EXERCISE: Your answer should be a single number: the count of lines that include the word "components".

EXTRACTED RECORDS:
******************************
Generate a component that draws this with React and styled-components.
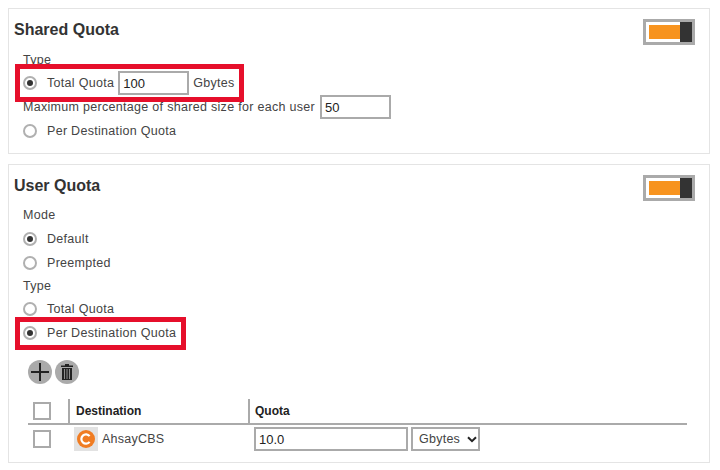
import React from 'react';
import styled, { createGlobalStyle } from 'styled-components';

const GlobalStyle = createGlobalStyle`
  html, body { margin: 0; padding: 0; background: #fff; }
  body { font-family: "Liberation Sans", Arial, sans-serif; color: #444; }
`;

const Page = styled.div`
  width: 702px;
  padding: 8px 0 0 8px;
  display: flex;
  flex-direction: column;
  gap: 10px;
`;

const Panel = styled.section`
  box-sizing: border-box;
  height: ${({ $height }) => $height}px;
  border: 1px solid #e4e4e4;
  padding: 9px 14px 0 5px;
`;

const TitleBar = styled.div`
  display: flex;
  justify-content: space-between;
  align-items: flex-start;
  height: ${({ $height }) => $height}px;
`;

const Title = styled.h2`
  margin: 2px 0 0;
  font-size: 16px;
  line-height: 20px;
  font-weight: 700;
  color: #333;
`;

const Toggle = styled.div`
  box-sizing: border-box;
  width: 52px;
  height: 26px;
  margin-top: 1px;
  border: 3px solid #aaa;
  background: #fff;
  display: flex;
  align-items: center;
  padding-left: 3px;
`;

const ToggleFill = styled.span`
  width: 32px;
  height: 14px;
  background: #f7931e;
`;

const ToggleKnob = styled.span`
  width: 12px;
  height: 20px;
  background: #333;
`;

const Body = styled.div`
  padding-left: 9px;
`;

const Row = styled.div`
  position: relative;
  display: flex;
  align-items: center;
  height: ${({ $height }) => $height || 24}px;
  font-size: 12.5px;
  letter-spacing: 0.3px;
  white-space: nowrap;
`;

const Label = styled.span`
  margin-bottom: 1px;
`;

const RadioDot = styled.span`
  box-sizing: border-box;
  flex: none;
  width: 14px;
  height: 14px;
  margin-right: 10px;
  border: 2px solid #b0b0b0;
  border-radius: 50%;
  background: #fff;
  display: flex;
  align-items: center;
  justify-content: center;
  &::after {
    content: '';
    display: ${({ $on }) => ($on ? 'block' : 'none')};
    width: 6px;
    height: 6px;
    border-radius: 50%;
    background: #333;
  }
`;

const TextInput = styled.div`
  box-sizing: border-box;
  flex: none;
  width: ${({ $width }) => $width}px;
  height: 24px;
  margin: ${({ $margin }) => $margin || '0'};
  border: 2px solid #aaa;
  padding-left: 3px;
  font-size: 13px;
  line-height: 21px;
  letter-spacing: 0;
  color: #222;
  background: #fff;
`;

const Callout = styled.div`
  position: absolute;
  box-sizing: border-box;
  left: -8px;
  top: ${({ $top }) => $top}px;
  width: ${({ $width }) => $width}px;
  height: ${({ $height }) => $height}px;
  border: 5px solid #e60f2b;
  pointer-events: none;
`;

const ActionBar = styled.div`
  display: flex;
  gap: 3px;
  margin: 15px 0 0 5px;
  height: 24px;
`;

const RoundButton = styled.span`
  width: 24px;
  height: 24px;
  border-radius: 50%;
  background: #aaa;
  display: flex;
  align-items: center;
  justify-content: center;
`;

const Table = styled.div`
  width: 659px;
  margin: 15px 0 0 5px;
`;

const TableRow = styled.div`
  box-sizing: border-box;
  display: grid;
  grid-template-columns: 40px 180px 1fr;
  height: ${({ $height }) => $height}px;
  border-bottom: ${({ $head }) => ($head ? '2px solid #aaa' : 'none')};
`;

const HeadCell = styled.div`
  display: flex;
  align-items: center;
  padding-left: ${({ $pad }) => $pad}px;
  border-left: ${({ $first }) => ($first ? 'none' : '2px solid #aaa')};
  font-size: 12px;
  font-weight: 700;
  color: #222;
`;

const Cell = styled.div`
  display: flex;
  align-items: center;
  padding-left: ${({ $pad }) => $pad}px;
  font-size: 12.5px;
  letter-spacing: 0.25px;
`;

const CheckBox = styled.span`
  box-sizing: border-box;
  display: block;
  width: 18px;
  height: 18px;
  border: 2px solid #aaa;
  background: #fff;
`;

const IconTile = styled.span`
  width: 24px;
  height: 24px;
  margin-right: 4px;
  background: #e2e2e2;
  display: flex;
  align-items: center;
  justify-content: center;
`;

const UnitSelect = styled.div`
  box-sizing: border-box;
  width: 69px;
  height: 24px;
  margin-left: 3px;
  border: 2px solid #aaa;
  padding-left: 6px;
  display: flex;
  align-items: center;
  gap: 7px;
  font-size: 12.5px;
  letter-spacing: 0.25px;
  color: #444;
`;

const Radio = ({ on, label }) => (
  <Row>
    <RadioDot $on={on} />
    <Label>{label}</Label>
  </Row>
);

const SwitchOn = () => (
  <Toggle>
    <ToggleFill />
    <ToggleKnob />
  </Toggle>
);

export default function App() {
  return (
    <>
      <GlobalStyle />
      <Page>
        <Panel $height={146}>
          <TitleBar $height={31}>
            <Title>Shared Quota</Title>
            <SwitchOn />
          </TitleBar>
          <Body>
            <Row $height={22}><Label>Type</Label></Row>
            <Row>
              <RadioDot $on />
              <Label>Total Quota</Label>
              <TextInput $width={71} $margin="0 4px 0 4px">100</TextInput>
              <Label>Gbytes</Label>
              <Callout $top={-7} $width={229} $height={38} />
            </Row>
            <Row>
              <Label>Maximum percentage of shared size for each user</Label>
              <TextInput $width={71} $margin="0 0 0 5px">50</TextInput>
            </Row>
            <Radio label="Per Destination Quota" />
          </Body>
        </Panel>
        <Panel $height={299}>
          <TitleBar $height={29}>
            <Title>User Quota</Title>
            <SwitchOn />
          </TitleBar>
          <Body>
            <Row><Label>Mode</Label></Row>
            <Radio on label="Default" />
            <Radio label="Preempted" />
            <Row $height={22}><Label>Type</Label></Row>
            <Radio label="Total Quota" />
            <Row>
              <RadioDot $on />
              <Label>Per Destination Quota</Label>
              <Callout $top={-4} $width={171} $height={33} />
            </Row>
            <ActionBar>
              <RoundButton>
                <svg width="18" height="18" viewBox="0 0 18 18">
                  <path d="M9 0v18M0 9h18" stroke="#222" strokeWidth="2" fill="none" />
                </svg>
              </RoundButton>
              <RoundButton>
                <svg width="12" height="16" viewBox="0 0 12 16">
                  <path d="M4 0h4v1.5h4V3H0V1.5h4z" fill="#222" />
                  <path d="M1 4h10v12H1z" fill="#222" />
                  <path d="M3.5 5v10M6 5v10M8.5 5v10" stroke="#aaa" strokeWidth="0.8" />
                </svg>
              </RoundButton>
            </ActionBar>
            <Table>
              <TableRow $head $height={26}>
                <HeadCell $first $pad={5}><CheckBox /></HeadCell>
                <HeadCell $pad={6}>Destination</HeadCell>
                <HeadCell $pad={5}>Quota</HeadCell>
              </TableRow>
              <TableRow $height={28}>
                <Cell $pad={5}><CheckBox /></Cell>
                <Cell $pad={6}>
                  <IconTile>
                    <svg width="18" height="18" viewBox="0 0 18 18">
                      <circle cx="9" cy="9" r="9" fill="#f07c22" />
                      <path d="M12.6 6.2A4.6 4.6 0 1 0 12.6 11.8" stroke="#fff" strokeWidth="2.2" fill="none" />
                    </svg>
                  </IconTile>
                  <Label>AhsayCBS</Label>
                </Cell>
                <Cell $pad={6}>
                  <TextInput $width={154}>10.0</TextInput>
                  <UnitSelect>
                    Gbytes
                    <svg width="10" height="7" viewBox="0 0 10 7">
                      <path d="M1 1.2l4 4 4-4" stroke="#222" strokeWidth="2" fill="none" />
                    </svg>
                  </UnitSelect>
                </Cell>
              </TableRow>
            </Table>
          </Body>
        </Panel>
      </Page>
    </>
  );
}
******************************
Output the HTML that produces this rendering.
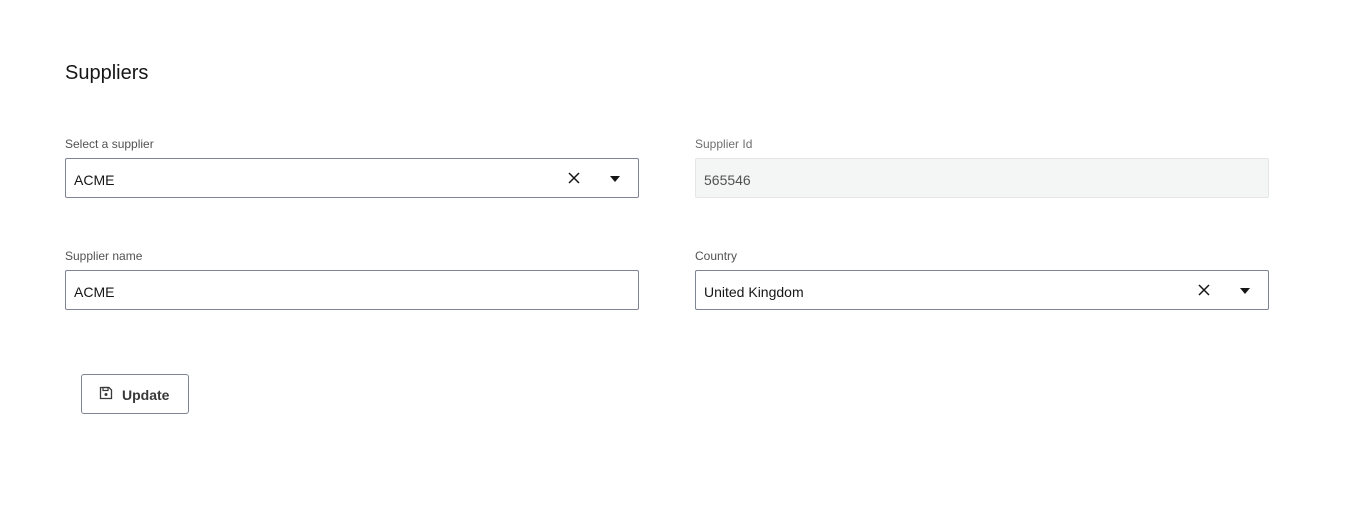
******************************
PROBLEM SOLUTION: 2